If our tasks are 100% isolated, they wouldn’t be that useful: we need some kind of communication between tasks in order to get back useful results. We can communicate between tasks with pipes. Pipes have two ends: a channel that sends info down the pipe, and a port that receives info. If you’ve used these concepts in other languages, Rust’s are similar, except that Rust’s are explicitly typed. Some implementations of this pattern in other languages do not make this distinction. Otherwise, they’re very similar.
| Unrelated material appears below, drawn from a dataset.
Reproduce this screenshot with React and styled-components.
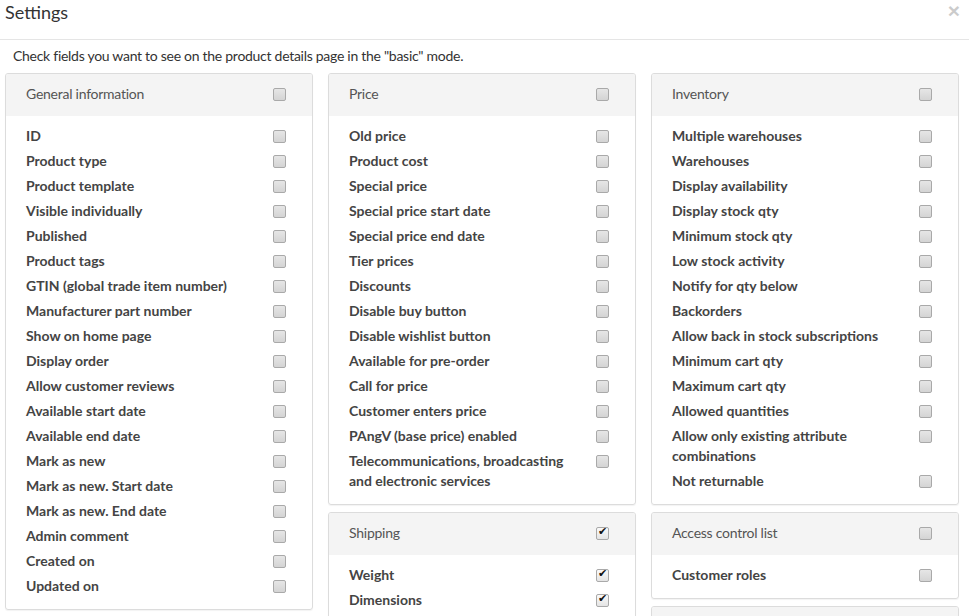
import React from "react";
import styled, { createGlobalStyle } from "styled-components";

const GlobalStyle = createGlobalStyle`
  html, body {
    margin: 0;
    padding: 0;
    background: #fff;
    overflow: hidden;
  }
  body {
    font-family: "Lato", "Open Sans", sans-serif;
    color: #333;
  }
`;

const sections = [
  [
    {
      title: "General information",
      items: [
        "ID", "Product type", "Product template", "Visible individually", "Published",
        "Product tags", "GTIN (global trade item number)", "Manufacturer part number",
        "Show on home page", "Display order", "Allow customer reviews", "Available start date",
        "Available end date", "Mark as new", "Mark as new. Start date", "Mark as new. End date",
        "Admin comment", "Created on", "Updated on",
      ],
    },
  ],
  [
    {
      title: "Price",
      items: [
        "Old price", "Product cost", "Special price", "Special price start date",
        "Special price end date", "Tier prices", "Discounts", "Disable buy button",
        "Disable wishlist button", "Available for pre-order", "Call for price",
        "Customer enters price", "PAngV (base price) enabled",
        "Telecommunications, broadcasting and electronic services",
      ],
    },
    {
      title: "Shipping",
      checked: true,
      items: ["Weight", "Dimensions", "Delivery date", "Free shipping", "Ship separately"],
    },
  ],
  [
    {
      title: "Inventory",
      items: [
        "Multiple warehouses", "Warehouses", "Display availability", "Display stock qty",
        "Minimum stock qty", "Low stock activity", "Notify for qty below", "Backorders",
        "Allow back in stock subscriptions", "Minimum cart qty", "Maximum cart qty",
        "Allowed quantities", "Allow only existing attribute combinations", "Not returnable",
      ],
    },
    { title: "Access control list", items: ["Customer roles"] },
    { title: "Stores", items: ["Limited to stores"] },
  ],
];

export default function App() {
  return (
    <Modal>
      <GlobalStyle />
      <Header>
        <Title>Settings</Title>
        <Close>×</Close>
      </Header>
      <Intro>Check fields you want to see on the product details page in the "basic" mode.</Intro>
      <Columns>
        {sections.map((col, i) => (
          <Column key={i}>
            {col.map((card) => (
              <Card key={card.title}>
                <CardHead>
                  <CardTitle>{card.title}</CardTitle>
                  <Check checked={!!card.checked} head />
                </CardHead>
                <CardBody>
                  {card.items.map((item) => (
                    <Row key={item}>
                      <Label>{item}</Label>
                      <Check checked={!!card.checked} />
                    </Row>
                  ))}
                </CardBody>
              </Card>
            ))}
          </Column>
        ))}
      </Columns>
    </Modal>
  );
}

function Check({ checked, head }) {
  return (
    <Box $checked={checked} $head={head}>
      {checked && <Tick>✔</Tick>}
    </Box>
  );
}

const Modal = styled.div`
  width: 969px;
`;

const Header = styled.div`
  display: flex;
  align-items: center;
  justify-content: space-between;
  height: 40px;
  padding: 0 5px;
  border-bottom: 1px solid #e5e5e5;
  box-sizing: border-box;
  position: relative;
`;

const Title = styled.h4`
  margin: 0 0 16px;
  font-size: 18px;
  font-weight: 400;
  color: #333;
`;

const Close = styled.span`
  position: absolute;
  right: 9px;
  top: 0;
  font-size: 21px;
  line-height: 21px;
  font-weight: 700;
  color: #000;
  opacity: 0.2;
  font-family: "Liberation Sans", sans-serif;
`;

const Intro = styled.p`
  margin: 6px 0 0 13px;
  line-height: 20px;
  font-size: 14px;
  letter-spacing: -0.28px;
  color: #333;
`;

const Columns = styled.div`
  display: grid;
  grid-template-columns: repeat(3, 308px);
  column-gap: 15px;
  padding: 7px 0 0 5px;
  align-items: start;
`;

const Column = styled.div`
  display: flex;
  flex-direction: column;
  gap: 7px;
`;

const Card = styled.div`
  border: 1px solid #dcdcdc;
  border-radius: 3px;
  box-shadow: 0 1px 1px rgba(0, 0, 0, 0.05);
  overflow: hidden;
`;

const CardHead = styled.div`
  display: flex;
  align-items: center;
  justify-content: space-between;
  height: 42px;
  padding: 0 26px 0 20px;
  background: #f4f4f4;
`;

const CardTitle = styled.span`
  font-size: 14px;
  letter-spacing: -0.25px;
  color: #555;
  margin-bottom: 4px;
`;

const CardBody = styled.div`
  display: flex;
  flex-direction: column;
  gap: 5px;
  padding: 10px 26px 13px 20px;
`;

const Row = styled.div`
  display: flex;
  align-items: flex-start;
  justify-content: space-between;
`;

const Label = styled.span`
  font-size: 14px;
  line-height: 20px;
  font-weight: 700;
  color: #444;
  max-width: 230px;
`;

const Box = styled.span`
  flex: none;
  position: relative;
  width: 11px;
  height: 11px;
  margin: ${(p) => (p.$head ? "0 0 2px" : "4px 0 0")};
  border: 1px solid #a9a9a9;
  border-radius: 2px;
  background: ${(p) => (p.$checked ? "linear-gradient(#fafafa, #e4e4e4)" : "linear-gradient(#e6e6e6, #d4d4d4)")};
`;

const Tick = styled.span`
  position: absolute;
  left: 1px;
  top: -3px;
  font-size: 11px;
  color: #111;
  font-family: "DejaVu Sans", sans-serif;
`;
Here’s an example of a task that sends us back a 10:

fn main() {
    let (chan, port) = channel();

    spawn(proc() {
        chan.send(10u);
    });

    println!("{:s}", port.recv().to_str());
}

The channel function, imported by the prelude, creates both sides of this pipe. You can imagine that instead of sending 10, we might be doing some sort of complex calculation. It could be doing that work in the background while we did more important things.

What about that chan.send bit? Well, the task captures the chan variable we set up before, so it’s just matter of using it. This is similar to Ruby’s blocks:

foo = 10
2.times do
  puts foo
end

This is really only one-way transit, though: what if we want to communicate back and forth? Setting up two ports and channels each time would be pretty annoying, so we have some standard library code for this.

We make a function that just loops forever, gets an int off of the port, and sends the number plus 1 back down the channel. In the main function, we make a channel, send one end to a new task, and then send it a 22, and print out the result. Because this task is running in the background, we can send it bunches of values:

use std::comm::{channel, Sender, Receiver};

fn plus_one(sender: &Sender<int>, receiver: &Receiver<int>) {
    let mut value: int;
    loop {
        value = receiver.recv();
        sender.send(value + 1);
        if value == 0 { break; }
    }
}

fn main () {
    let (fromParentSender, fromParentReceiver) = channel();
    let (fromChildSender, fromChildReceiver) = channel();

    spawn(proc() {
        plus_one(&fromChildSender, &fromParentReceiver);
    });

    fromParentSender.send(22);
    fromParentSender.send(23);
    fromParentSender.send(24);
    fromParentSender.send(25);

    for _ in range(0u, 4) {
        let answer = fromChildReceiver.recv();
        println!("{:s}", answer.to_str());
    }
}

The use statement imports other modules. In this case, there’s a std::comm module that we’ll use parts of.

Pretty simple. Our task is always waiting for work. If you run this, you’ll get some weird output at the end:

$ rustc tasks.rs && ./tasks
23
24
25
26
task '<unnamed>' failed at 'receiving on a closed channel', /home/steveklabnik/src/rust/src/libstd/comm/mod.rs:728

task failed at 'receiving on closed channel'. Basically, we quit the program without closing our child task, and so it died when our main task (the one running main) died. By default, Rust tasks are bidirectionally linked, which means if one task fails, all of its children and parents fail too. We can fix this for now by telling our child to die:

use std::comm::{channel, Sender, Receiver};

fn plus_one(sender: &Sender<int>, receiver: &Receiver<int>) {
    let mut value: int;
    loop {
        value = receiver.recv();
        sender.send(value + 1);
        if value == 0 { break; }
    }
}

fn main () {
    let (fromParentSender, fromParentReceiver) = channel();
    let (fromChildSender, fromChildReceiver) = channel();

    spawn(proc() {
        plus_one(&fromChildSender, &fromParentReceiver);
    });

    fromParentSender.send(22);
    fromParentSender.send(23);
    fromParentSender.send(24);
    fromParentSender.send(24);

    fromParentSender.send(0);

    for _ in range(0i, 4) {
        let answer = fromChildReceiver.recv();
        println!("{:s}", answer.to_str());
    }
}

Now when we send a zero, our child task terminates. If you run this, you’ll get no errors at the end. We can also change our failure mode. Rust also provides unidirectional and unlinked failure modes as well, but I don’t want to talk about them right now. This would give you patterns like “Spin up a management task that is bidirectionally linked to main, but have it spin up children who are unlinked.” Neato.

Rust tasks are so lightweight that you can conceivably spin up a ton of tasks, maybe even one per entity in your system. Servo is a prototype browser rendering engine from Mozilla, and it spins up a ton of tasks. Parallel rendering, parsing, downloading, everything.

I’m imagining that most production Rust programs will eventually have a main that spins up some sort of global task setup, and all the work gets done inside these tasks that communicate with each other. Like, for a video game:

fn main() {

    spawn(proc() {
        player_handler();
    });

    spawn(proc() {
        world_handler();
    });

    spawn(proc() {
        rendering_handler();
    });

    spawn(proc() {
        io_handler();
    });
}

… with the associated channels, of course. This feels very Actor-y to me. I like it.